(GIVEN INSTRUCTION): Review the material and extract every line in which the word "styles" occurs.

(DATA EXCERPT):

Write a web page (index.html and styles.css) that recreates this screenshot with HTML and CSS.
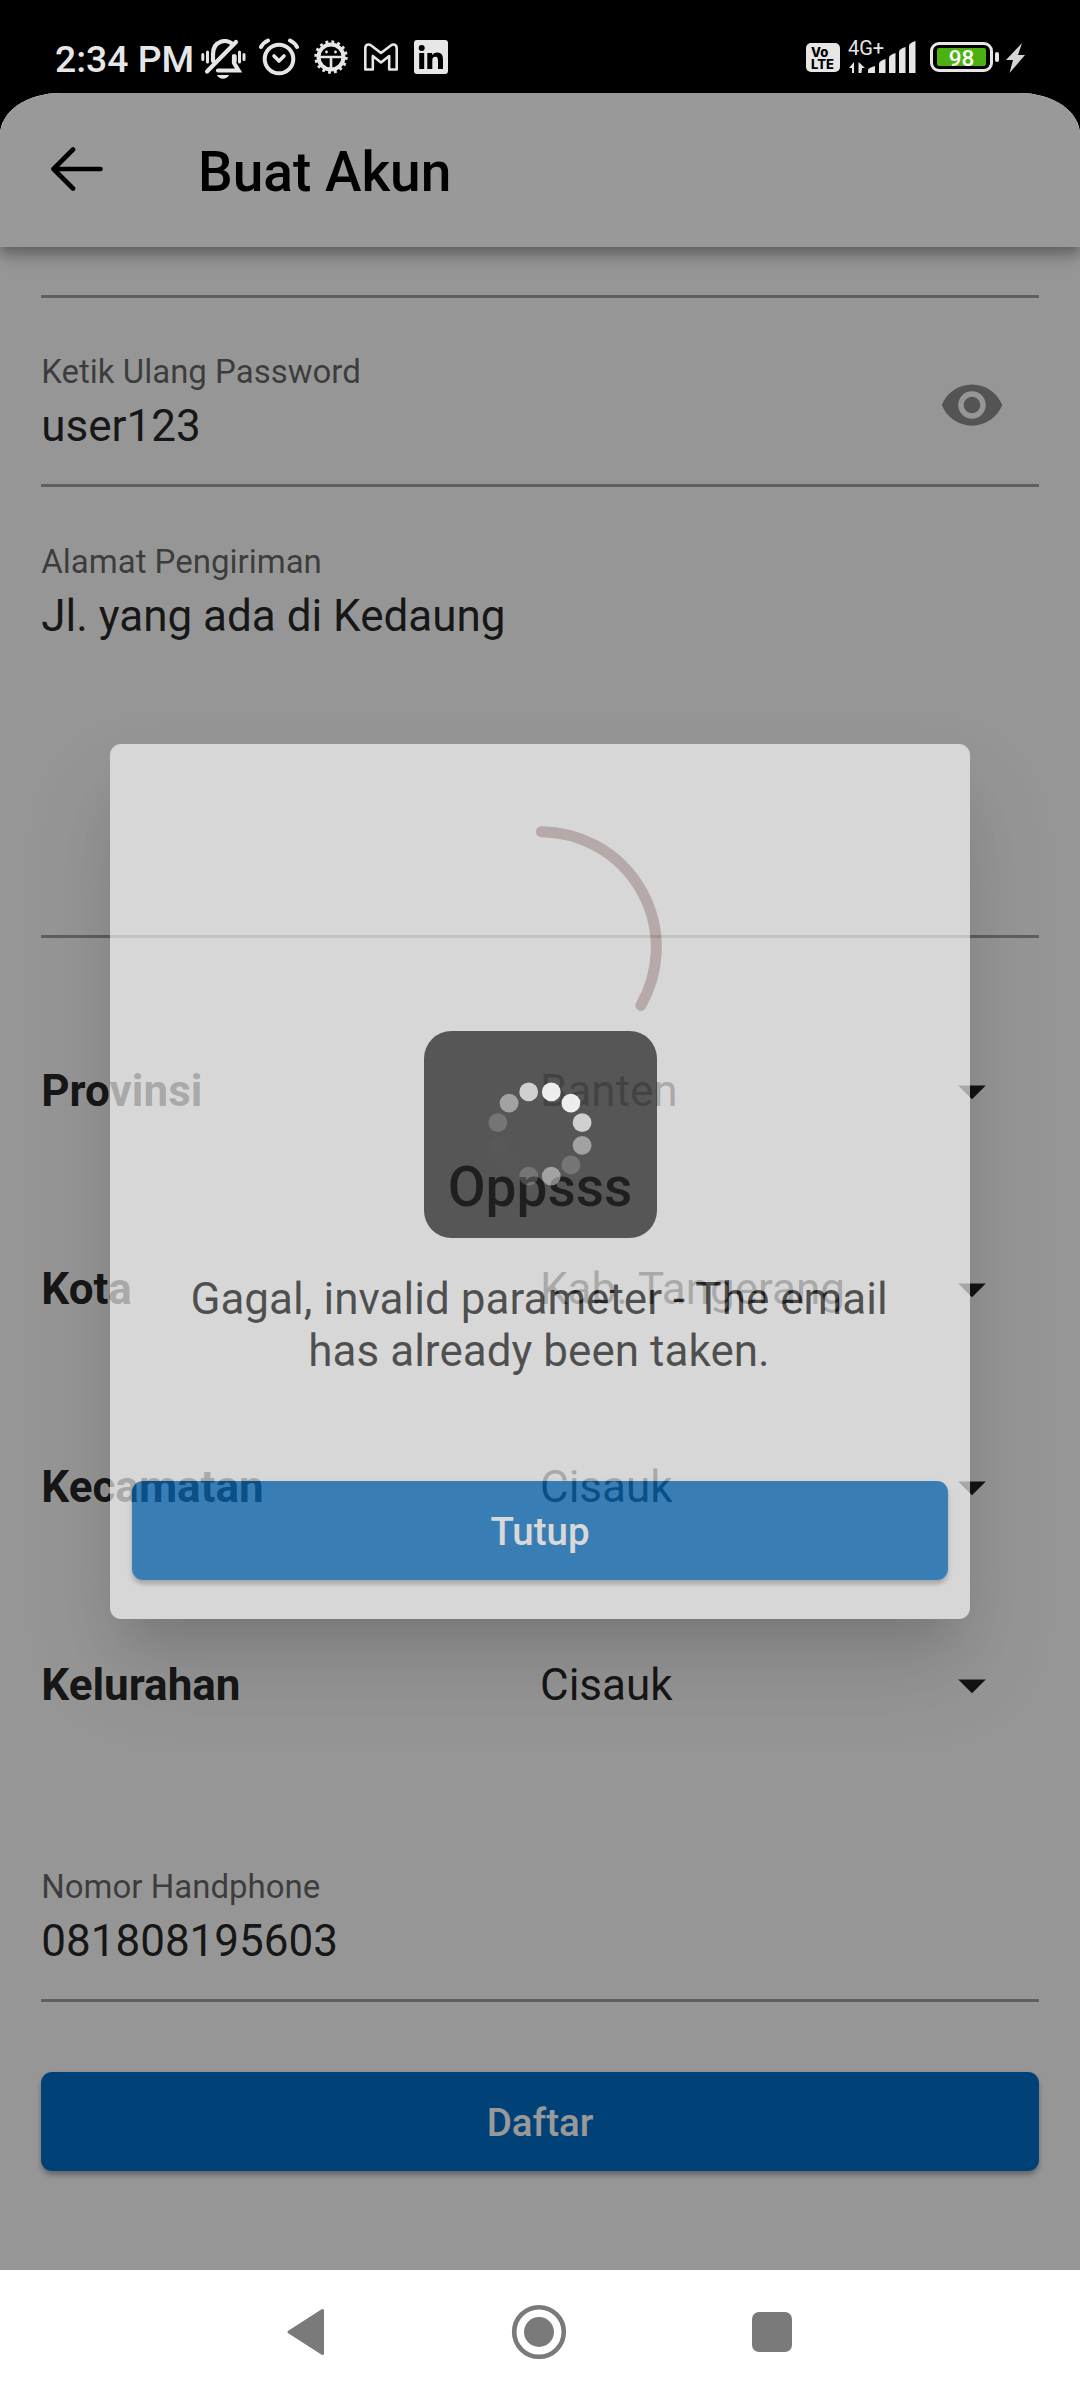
FILE: index.html
```html
<!DOCTYPE html>
<html lang="id">
<head>
<meta charset="utf-8">
<title>Buat Akun</title>
<link rel="stylesheet" href="styles.css">
</head>
<body>
<div class="screen">
  <div class="status">
    <span class="clock">2:34 PM</span>
    <div class="notifs">
      <svg class="bell" width="46" height="42" viewBox="0 0 46 42" fill="none" stroke="#e6e6e6" stroke-width="4.200" stroke-linecap="round">
        <path d="M1.800 15.500v5M6.500 13v10M43 15.500v5M38.500 13v10M34.200 17v5" stroke-width="3"/>
        <path d="M12 22v-7c0-13.500 14-16 20-9.500" />
        <path d="M33 17v7l4.500 7.500H17"/>
        <path d="M6 32.500L35 3"/>
        <path d="M16 36h12c-2 5-10 5-12 0z" fill="#e6e6e6" stroke="none"/>
      </svg>
      <svg class="alarm" width="40" height="38" viewBox="0 0 40 38" fill="none" stroke="#e6e6e6" stroke-width="4">
        <circle cx="20" cy="21" r="14.300"/>
        <path d="M2 9Q4.500 4.500 9 2.500M38 9Q35.500 4.500 31 2.500" stroke-linecap="round" stroke-width="4"/>
        <path d="M15 18l5 5 5-5" stroke-linecap="round" stroke-linejoin="round" stroke-width="3.600"/>
      </svg>
      <svg class="gear" width="34" height="36" viewBox="0 0 34 36" fill="none" stroke="#e6e6e6">
        <circle cx="17" cy="18" r="12.500" stroke-width="4"/>
        <circle cx="17" cy="18" r="15.200" stroke-width="3" stroke-dasharray="2.800 3.167"/>
        <path d="M5 18h24M17 19v11" stroke-width="2.600"/>
        <circle cx="12.500" cy="13" r="1.400" fill="#e6e6e6" stroke="none"/>
        <circle cx="21.500" cy="13" r="1.400" fill="#e6e6e6" stroke="none"/>
      </svg>
      <svg class="gmail" width="34" height="28" viewBox="0 0 34 28" fill="none" stroke="#e6e6e6" stroke-width="2.600" stroke-linejoin="round">
        <path d="M1.300 5.500C1.300 1.500 4.500 0.500 7.500 2.700L17 10l9.500-7.300C29.500 0.500 32.700 1.500 32.700 5.500V26.500H25.200V13L17 19.500 8.800 13V26.500H1.300z"/>
      </svg>
      <svg class="linkedin" width="34" height="34" viewBox="0 0 34 34">
        <rect width="34" height="34" rx="3" fill="#e6e6e6"/>
        <circle cx="7.700" cy="8" r="3" fill="#000"/>
        <path d="M5.200 13h5v16h-5zM13.300 13h4.800v2.200c1-1.700 2.800-2.600 5-2.600 4.700 0 5.900 3 5.900 7.200V29h-5v-8.200c0-2-.3-4-2.700-4s-3 2-3 4V29h-5z" fill="#000"/>
      </svg>
    </div>
    <div class="system">
      <div class="volte"><span>Vo</span><span>LTE</span></div>
      <div class="signal">
        <span class="net">4G+</span>
        <svg width="70" height="33" viewBox="0 0 70 33" fill="#e6e6e6">
          <path d="M1 27l5-6v11H4v-5zM10.500 21l6.500 6h-3l-.5 5h-3z"/>
          <path d="M20 29q0-2 7-4v7h-7zM31 23q0-3 6.500-5v14H31zM41 17q0-3 6.500-5v20H41zM51 11q0-3 6.500-5v26H51zM61 5q0-3 6.500-5v32H61z"/>
        </svg>
      </div>
      <div class="battery"><span class="level">98</span></div>
      <i class="cap"></i>
      <svg class="bolt" width="19" height="30" viewBox="0 0 19 30"><path d="M16 0L0 17h7L3.500 30 19 12h-7z" fill="#d4d4d4"/></svg>
    </div>
  </div>

  <div class="app">
    <header class="bar">
      <svg width="52" height="44" viewBox="0 0 52 44" fill="none" stroke="#000" stroke-width="4.600" stroke-linecap="round" stroke-linejoin="round"><path d="M22 2.500L2.500 22 22 41.500M3 22h46.500"/></svg>
      <h1>Buat Akun</h1>
    </header>
    <main class="form">
      <div class="field first"></div>
      <div class="field password">
        <label>Ketik Ulang Password</label>
        <div class="value">user123</div>
        <svg class="eye" width="66" height="66" viewBox="0 0 24 24"><path fill="#8c8c8c" d="M12 4.500C7 4.500 2.730 7.610 1 12c1.730 4.390 6 7.500 11 7.500s9.270-3.110 11-7.500c-1.730-4.390-6-7.500-11-7.500zM12 17c-2.760 0-5-2.240-5-5s2.240-5 5-5 5 2.240 5 5-2.240 5-5 5zm0-8c-1.660 0-3 1.340-3 3s1.340 3 3 3 3-1.340 3-3-1.340-3-3-3z"/></svg>
      </div>
      <div class="field area">
        <label>Alamat Pengiriman</label>
        <div class="value">Jl. yang ada di Kedaung</div>
      </div>
      <div class="selects">
        <div class="row"><b>Provinsi</b><span>Banten</span><svg width="66" height="66" viewBox="0 0 24 24"><path d="M7 10l5 5 5-5z"/></svg></div>
        <div class="row"><b>Kota</b><span>Kab. Tangerang</span><svg width="66" height="66" viewBox="0 0 24 24"><path d="M7 10l5 5 5-5z"/></svg></div>
        <div class="row"><b>Kecamatan</b><span>Cisauk</span><svg width="66" height="66" viewBox="0 0 24 24"><path d="M7 10l5 5 5-5z"/></svg></div>
        <div class="row"><b>Kelurahan</b><span>Cisauk</span><svg width="66" height="66" viewBox="0 0 24 24"><path d="M7 10l5 5 5-5z"/></svg></div>
      </div>
      <div class="field phone">
        <label>Nomor Handphone</label>
        <div class="value">081808195603</div>
      </div>
      <button class="btn submit">Daftar</button>
    </main>
    <div class="scrim">
      <section class="dialog">
        <svg class="anim" width="275" height="275" viewBox="-137.500 -137.500 275 275" fill="none"><path d="M1 -115.800A115.800 115.800 0 0 1 100.300 57.900" stroke="#c8b5b5" stroke-width="11" stroke-linecap="round"/></svg>
        <h2>Oppsss</h2>
        <p>Gagal, invalid parameter - The email has already been taken.</p>
        <button class="btn close">Tutup</button>
      </section>
    </div>
  </div>

  <div class="loader">
    <svg width="110" height="110" viewBox="-55 -55 110 110" fill="#fff">
      <circle cx="11.300" cy="-42.100" r="9.400" opacity=".9"/>
      <circle cx="30.900" cy="-30.900" r="9.400" opacity=".9"/>
      <circle cx="42.100" cy="-11.300" r="9.400" opacity=".72"/>
      <circle cx="42.100" cy="11.300" r="9.400" opacity=".45"/>
      <circle cx="30.900" cy="30.900" r="9.400" opacity=".19"/>
      <circle cx="11.300" cy="42.100" r="9.400" opacity=".45"/>
      <circle cx="-11.300" cy="42.100" r="9.400" opacity=".19"/>
      <circle cx="-30.900" cy="30.900" r="9.400" opacity=".01"/>
      <circle cx="-42.100" cy="11.300" r="9.400" opacity=".015"/>
      <circle cx="-42.100" cy="-11.300" r="9.400" opacity=".19"/>
      <circle cx="-30.900" cy="-30.900" r="9.400" opacity=".45"/>
      <circle cx="-11.300" cy="-42.100" r="9.400" opacity=".72"/>
    </svg>
  </div>

  <nav class="nav">
    <svg width="40" height="50" viewBox="0 0 40 50"><path d="M36.500 3.500v43L3 25z" fill="#7a7a7a" stroke="#7a7a7a" stroke-width="3" stroke-linejoin="round"/></svg>
    <svg width="56" height="56" viewBox="0 0 56 56"><circle cx="28" cy="28" r="24.800" fill="none" stroke="#7a7a7a" stroke-width="4.600"/><circle cx="28" cy="28" r="15" fill="#7a7a7a"/></svg>
    <svg width="40" height="40" viewBox="0 0 40 40"><rect width="40" height="40" rx="7" fill="#7a7a7a"/></svg>
  </nav>
</div>
</body>
</html>
```
FILE: styles.css
```css
* { box-sizing: border-box; }
body { margin: 0; font-family: Roboto, "Liberation Sans", sans-serif; background: #000; }
svg { display: block; flex: none; }
h1, h2, p { margin: 0; }
.screen { position: relative; width: 1080px; height: 2400px; display: flex; flex-direction: column; overflow: hidden; }

/* status bar */
.status { height: 93px; flex: none; display: flex; align-items: flex-start; padding: 0 55px; color: #e6e6e6; }
.clock { font-size: 37.300px; font-weight: 500; line-height: 46px; margin-top: 36px; width: 146px; white-space: nowrap; }
.notifs { display: flex; }
.bell { margin-top: 39px; }
.alarm { margin: 38px 0 0 12px; }
.gear { margin: 39px 0 0 15px; }
.gmail { margin: 43px 0 0 16px; }
.linkedin { margin: 40px 0 0 16px; }
.system { display: flex; margin-left: auto; }
.volte { width: 34px; height: 29px; margin-top: 43px; background: #e6e6e6; color: #000; border-radius: 5px; display: flex; flex-direction: column; padding: 3px 0 0 5px; font: 800 13px/12px Inter, Roboto, sans-serif; }
.signal { width: 70px; margin: 39px 0 0 8px; height: 34px; position: relative; }
.signal svg { position: absolute; left: 0; top: 2px; }
.net { position: absolute; left: 0; top: -2px; font-size: 20px; line-height: 22px; }
.battery { width: 63px; height: 30px; margin: 42px 0 0 12px; border: 3px solid #e6e6e6; border-radius: 9px; padding: 3px 4px; }
.level { display: block; height: 18px; background: #4db012; color: #fff; font-size: 22.500px; line-height: 20px; font-weight: 500; text-align: center; border-radius: 2px; }
.cap { width: 4px; height: 10px; background: #e6e6e6; border-radius: 2px; margin: 52px 0 0 2px; }
.bolt { margin: 43px 0 0 7px; }

/* page */
.app { position: relative; flex: 1; display: flex; flex-direction: column; background: #fafafa; border-radius: 60px 60px 0 0 / 42px 42px 0 0; overflow: hidden; }
.bar { height: 154px; flex: none; background: #fff; display: flex; align-items: center; padding: 0 51px; gap: 95px; box-shadow: 0 5px 11px rgba(0,0,0,.2), 0 11px 14px rgba(0,0,0,.14), 0 3px 27px rgba(0,0,0,.1); z-index: 1; }
.bar svg { margin-top: -2px; }
.bar h1 { font-size: 55px; font-weight: 500; line-height: 64px; margin-top: 4px; }
.form { flex: 1; padding: 0 41.250px; color: rgba(0,0,0,.87); }
.field { height: 190px; border-bottom: 3px solid #9e9e9e; position: relative; padding-top: 55px; }
.field.first { height: 51px; padding: 0; }
.password { height: 189px; padding-top: 54px; }
.field label { display: block; font-size: 33px; line-height: 39px; color: rgba(0,0,0,.6); }
.value { font-size: 44px; line-height: 52px; margin-top: 9px; }
.eye { position: absolute; right: 33.500px; top: 74px; }
.area { height: 451px; }
.selects { padding-top: 54px; }
.row { height: 198px; display: flex; align-items: center; font-size: 44px; line-height: 52px; }
.row b { width: 498.750px; }
.row span { flex: 1; }
.row svg { margin-right: 33.500px; fill: rgba(0,0,0,.87); }
.phone { margin-top: 28px; }
.btn { display: block; width: 100%; height: 99px; border: 0; border-radius: 11px; background: #006fc6; color: #fff; font: 500 38.500px/45px Roboto, sans-serif; box-shadow: 0 5px 5px -1px rgba(0,0,0,.2), 0 3px 6px rgba(0,0,0,.16); }
.submit { margin-top: 70px; padding: 2px 0 0; }

/* dialog above the dimmed page */
.scrim { position: absolute; inset: 0; z-index: 2; background: rgba(0,0,0,.4); display: flex; align-items: center; justify-content: center; }
.dialog { width: 860px; height: 875px; background: #fdfdfd; border-radius: 11px; opacity: .634; padding: 66px 22px 39px; display: flex; flex-direction: column; align-items: center; box-shadow: 0 30px 41px -19px rgba(0,0,0,.18), 0 50px 90px -4px rgba(0,0,0,.2); }
.dialog h2 { font-size: 55px; font-weight: 500; line-height: 64px; color: rgba(0,0,0,.85); margin-top: 70px; }
.dialog p { width: 720px; font-size: 44px; line-height: 51.500px; text-align: center; color: rgba(0,0,0,.85); margin: 55px 2px 0 0; letter-spacing: .03px; }
.close { margin-top: auto; padding: 2px 0 0; background: #0570c7; }

/* progress indicator */
.loader { position: absolute; left: 423.500px; top: 1031px; width: 233.500px; height: 206.500px; border-radius: 27.500px; background: rgba(0,0,0,.6); display: flex; align-items: center; justify-content: center; z-index: 3; }

/* system navigation */
.nav { height: 130px; flex: none; background: #fff; display: grid; grid-template-columns: 1fr 1fr 1fr; width: 100%; padding: 0 191px 6px 189px; align-items: center; justify-items: center; }
```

(ANSWER BELOW):
Write a web page (index.html and styles.css) that recreates this screenshot with HTML and CSS.
<link rel="stylesheet" href="styles.css">
FILE: styles.css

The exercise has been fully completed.